------ DATA PROVIDED ------

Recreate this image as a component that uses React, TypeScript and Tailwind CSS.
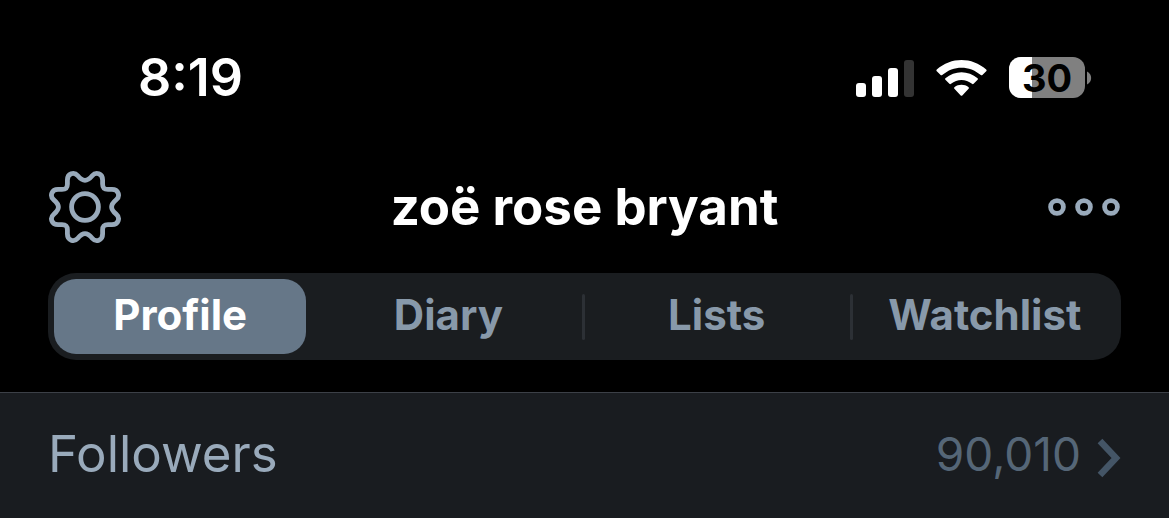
import { clsx } from "clsx";

const tabs = ["Profile", "Diary", "Lists", "Watchlist"];

const SignalIcon = () => (
  <svg width="58" height="38" viewBox="0 0 58 38" fill="#fff" aria-hidden="true">
    <rect x="0" y="24" width="10" height="14" rx="3" />
    <rect x="16" y="17" width="10" height="21" rx="3" />
    <rect x="32" y="9" width="10" height="29" rx="3" />
    <rect x="48" y="1" width="10" height="37" rx="3" fill="#333" />
  </svg>
);

const WifiIcon = () => (
  <svg width="51" height="38" viewBox="0 0 51 38" fill="#fff" aria-hidden="true">
    <path d="M0.8 10.6C15 -2.2 36 -2.2 50.2 10.6Q51 11.4 50.2 12.2L46.4 16Q45.6 16.7 44.8 16C33.5 6.2 17.5 6.2 6.2 16Q5.4 16.7 4.6 16L0.8 12.2Q0 11.4 0.8 10.6Z" />
    <path d="M9.4 19.2C18.6 11.2 32.4 11.2 41.6 19.2Q42.4 20 41.6 20.8L37.6 24.8Q36.8 25.5 36 24.8C29.8 19.6 21.2 19.6 15 24.8Q14.2 25.5 13.4 24.8L9.4 20.8Q8.6 20 9.4 19.2Z" />
    <path d="M18.4 28.2C22.6 25 28.4 25 32.6 28.2Q33.4 29 32.6 29.8L26.3 36.4Q25.5 37.2 24.7 36.4L18.4 29.8Q17.6 29 18.4 28.2Z" />
  </svg>
);

const Battery = ({ level }: { level: number }) => (
  <div className="flex items-center gap-0.5">
    <div className="relative flex h-[41px] w-[76px] items-center justify-center rounded-xl bg-[#808080]">
      <div className="absolute inset-y-0 left-0 rounded-l-xl bg-white" style={{ width: `${level}%` }} />
      <span className="relative text-[38px] leading-none font-bold text-black">{level}</span>
    </div>
    <svg width="5" height="14" viewBox="0 0 5 14" fill="#808080" aria-hidden="true">
      <path d="M0 0.5C5.5 3 5.5 11 0 13.5Z" />
    </svg>
  </div>
);

const GearIcon = () => (
  <svg width="74" height="74" viewBox="-1 -1 74 74" fill="none" stroke="#9ab" strokeWidth="4.8" aria-hidden="true">
    <path d="M18.4 13V9C18.4 2.6 25 0.4 28.8 4.8C31.5 8 33 9.4 36 9.4S40.5 8 43.2 4.8C47 0.4 53.6 2.6 53.6 9V13C53.6 16.8 55.2 18.4 59 18.4H63C69.4 18.4 71.6 25 67.2 28.8C64 31.5 62.6 33 62.6 36S64 40.5 67.2 43.2C71.6 47 69.4 53.6 63 53.6H59C55.2 53.6 53.6 55.2 53.6 59V63C53.6 69.4 47 71.6 43.2 67.2C40.5 64 39 62.6 36 62.6S31.5 64 28.8 67.2C25 71.6 18.4 69.4 18.4 63V59C18.4 55.2 16.8 53.6 13 53.6H9C2.6 53.6 0.4 47 4.8 43.2C8 40.5 9.4 39 9.4 36S8 31.5 4.8 28.8C0.4 25 2.6 18.4 9 18.4H13C16.8 18.4 18.4 16.8 18.4 13Z" />
    <circle cx="36" cy="36" r="13.4" />
  </svg>
);

const MoreIcon = () => (
  <svg width="74" height="20" viewBox="0 0 74 20" fill="none" stroke="#9ab" strokeWidth="4.8" aria-hidden="true">
    <circle cx="10" cy="10" r="6.4" />
    <circle cx="37" cy="10" r="6.4" />
    <circle cx="64" cy="10" r="6.4" />
  </svg>
);

const StatusBar = () => (
  <div className="flex h-[155px] items-center justify-between pr-[77px] pl-[138px]">
    <span className="text-[52px] leading-none font-semibold">8:19</span>
    <div className="flex items-center gap-[22px]">
      <SignalIcon />
      <WifiIcon />
      <Battery level={30} />
    </div>
  </div>
);

const Header = () => (
  <header className="grid grid-cols-[1fr_auto_1fr] items-center px-12 pt-3.5">
    <button type="button" aria-label="Settings" className="justify-self-start">
      <GearIcon />
    </button>
    <h1 className="text-[51px] leading-[76px] font-bold">zoë rose bryant</h1>
    <button type="button" aria-label="More" className="justify-self-end">
      <MoreIcon />
    </button>
  </header>
);

const Tabs = () => (
  <nav className="mx-12 mt-7 mb-8 grid grid-cols-4 rounded-[28px] bg-[#1a1d20]">
    {tabs.map((tab, i) => (
      <div key={tab} className="flex items-center py-1.5 pl-1.5">
        <button
          type="button"
          className={clsx(
            "h-[75px] flex-1 rounded-[22px] pb-1 text-[42px] leading-none font-bold",
            i === 0 ? "bg-[#678] text-white" : "text-[#89a]",
          )}
        >
          {tab}
        </button>
        <div className="flex w-2.5 justify-end">
          {(i === 1 || i === 2) && <span className="h-[46px] w-[3px] rounded-full bg-[#2c3035]" />}
        </div>
      </div>
    ))}
  </nav>
);

export default function App() {
  return (
    <div className="min-h-screen bg-black font-['Inter',sans-serif] text-white">
      <StatusBar />
      <Header />
      <Tabs />
      <a
        href="#followers"
        className="flex h-[126px] items-center justify-between border-t border-[#3c4047] bg-[#191c20] px-12 pt-1"
      >
        <span className="pb-2 text-[51px] leading-none text-[#9ab]">Followers</span>
        <span className="flex items-center gap-4 text-[#567]">
          <span className="pb-2 text-[46px] leading-none">90,010</span>
          <svg width="24" height="40" viewBox="0 0 24 40" fill="none" stroke="#456" strokeWidth="6.5" aria-hidden="true">
            <path d="M3 3L19 20L3 37" />
          </svg>
        </span>
      </a>
    </div>
  );
}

------

▸ YOUR GOAL
Set the pictures aside and transcribe the data above exactly.

▸ SOLUTION TO THIS TASK
Recreate this image as a component that uses React, TypeScript and Tailwind CSS.
import { clsx } from "clsx";

const tabs = ["Profile", "Diary", "Lists", "Watchlist"];

const SignalIcon = () => (
  <svg width="58" height="38" viewBox="0 0 58 38" fill="#fff" aria-hidden="true">
    <rect x="0" y="24" width="10" height="14" rx="3" />
    <rect x="16" y="17" width="10" height="21" rx="3" />
    <rect x="32" y="9" width="10" height="29" rx="3" />
    <rect x="48" y="1" width="10" height="37" rx="3" fill="#333" />
  </svg>
);

const WifiIcon = () => (
  <svg width="51" height="38" viewBox="0 0 51 38" fill="#fff" aria-hidden="true">
    <path d="M0.8 10.6C15 -2.2 36 -2.2 50.2 10.6Q51 11.4 50.2 12.2L46.4 16Q45.6 16.7 44.8 16C33.5 6.2 17.5 6.2 6.2 16Q5.4 16.7 4.6 16L0.8 12.2Q0 11.4 0.8 10.6Z" />
    <path d="M9.4 19.2C18.6 11.2 32.4 11.2 41.6 19.2Q42.4 20 41.6 20.8L37.6 24.8Q36.8 25.5 36 24.8C29.8 19.6 21.2 19.6 15 24.8Q14.2 25.5 13.4 24.8L9.4 20.8Q8.6 20 9.4 19.2Z" />
    <path d="M18.4 28.2C22.6 25 28.4 25 32.6 28.2Q33.4 29 32.6 29.8L26.3 36.4Q25.5 37.2 24.7 36.4L18.4 29.8Q17.6 29 18.4 28.2Z" />
  </svg>
);

const Battery = ({ level }: { level: number }) => (
  <div className="flex items-center gap-0.5">
    <div className="relative flex h-[41px] w-[76px] items-center justify-center rounded-xl bg-[#808080]">
      <div className="absolute inset-y-0 left-0 rounded-l-xl bg-white" style={{ width: `${level}%` }} />
      <span className="relative text-[38px] leading-none font-bold text-black">{level}</span>
    </div>
    <svg width="5" height="14" viewBox="0 0 5 14" fill="#808080" aria-hidden="true">
      <path d="M0 0.5C5.5 3 5.5 11 0 13.5Z" />
    </svg>
  </div>
);

const GearIcon = () => (
  <svg width="74" height="74" viewBox="-1 -1 74 74" fill="none" stroke="#9ab" strokeWidth="4.8" aria-hidden="true">
    <path d="M18.4 13V9C18.4 2.6 25 0.4 28.8 4.8C31.5 8 33 9.4 36 9.4S40.5 8 43.2 4.8C47 0.4 53.6 2.6 53.6 9V13C53.6 16.8 55.2 18.4 59 18.4H63C69.4 18.4 71.6 25 67.2 28.8C64 31.5 62.6 33 62.6 36S64 40.5 67.2 43.2C71.6 47 69.4 53.6 63 53.6H59C55.2 53.6 53.6 55.2 53.6 59V63C53.6 69.4 47 71.6 43.2 67.2C40.5 64 39 62.6 36 62.6S31.5 64 28.8 67.2C25 71.6 18.4 69.4 18.4 63V59C18.4 55.2 16.8 53.6 13 53.6H9C2.6 53.6 0.4 47 4.8 43.2C8 40.5 9.4 39 9.4 36S8 31.5 4.8 28.8C0.4 25 2.6 18.4 9 18.4H13C16.8 18.4 18.4 16.8 18.4 13Z" />
    <circle cx="36" cy="36" r="13.4" />
  </svg>
);

const MoreIcon = () => (
  <svg width="74" height="20" viewBox="0 0 74 20" fill="none" stroke="#9ab" strokeWidth="4.8" aria-hidden="true">
    <circle cx="10" cy="10" r="6.4" />
    <circle cx="37" cy="10" r="6.4" />
    <circle cx="64" cy="10" r="6.4" />
  </svg>
);

const StatusBar = () => (
  <div className="flex h-[155px] items-center justify-between pr-[77px] pl-[138px]">
    <span className="text-[52px] leading-none font-semibold">8:19</span>
    <div className="flex items-center gap-[22px]">
      <SignalIcon />
      <WifiIcon />
      <Battery level={30} />
    </div>
  </div>
);

const Header = () => (
  <header className="grid grid-cols-[1fr_auto_1fr] items-center px-12 pt-3.5">
    <button type="button" aria-label="Settings" className="justify-self-start">
      <GearIcon />
    </button>
    <h1 className="text-[51px] leading-[76px] font-bold">zoë rose bryant</h1>
    <button type="button" aria-label="More" className="justify-self-end">
      <MoreIcon />
    </button>
  </header>
);

const Tabs = () => (
  <nav className="mx-12 mt-7 mb-8 grid grid-cols-4 rounded-[28px] bg-[#1a1d20]">
    {tabs.map((tab, i) => (
      <div key={tab} className="flex items-center py-1.5 pl-1.5">
        <button
          type="button"
          className={clsx(
            "h-[75px] flex-1 rounded-[22px] pb-1 text-[42px] leading-none font-bold",
            i === 0 ? "bg-[#678] text-white" : "text-[#89a]",
          )}
        >
          {tab}
        </button>
        <div className="flex w-2.5 justify-end">
          {(i === 1 || i === 2) && <span className="h-[46px] w-[3px] rounded-full bg-[#2c3035]" />}
        </div>
      </div>
    ))}
  </nav>
);

export default function App() {
  return (
    <div className="min-h-screen bg-black font-['Inter',sans-serif] text-white">
      <StatusBar />
      <Header />
      <Tabs />
      <a
        href="#followers"
        className="flex h-[126px] items-center justify-between border-t border-[#3c4047] bg-[#191c20] px-12 pt-1"
      >
        <span className="pb-2 text-[51px] leading-none text-[#9ab]">Followers</span>
        <span className="flex items-center gap-4 text-[#567]">
          <span className="pb-2 text-[46px] leading-none">90,010</span>
          <svg width="24" height="40" viewBox="0 0 24 40" fill="none" stroke="#456" strokeWidth="6.5" aria-hidden="true">
            <path d="M3 3L19 20L3 37" />
          </svg>
        </span>
      </a>
    </div>
  );
}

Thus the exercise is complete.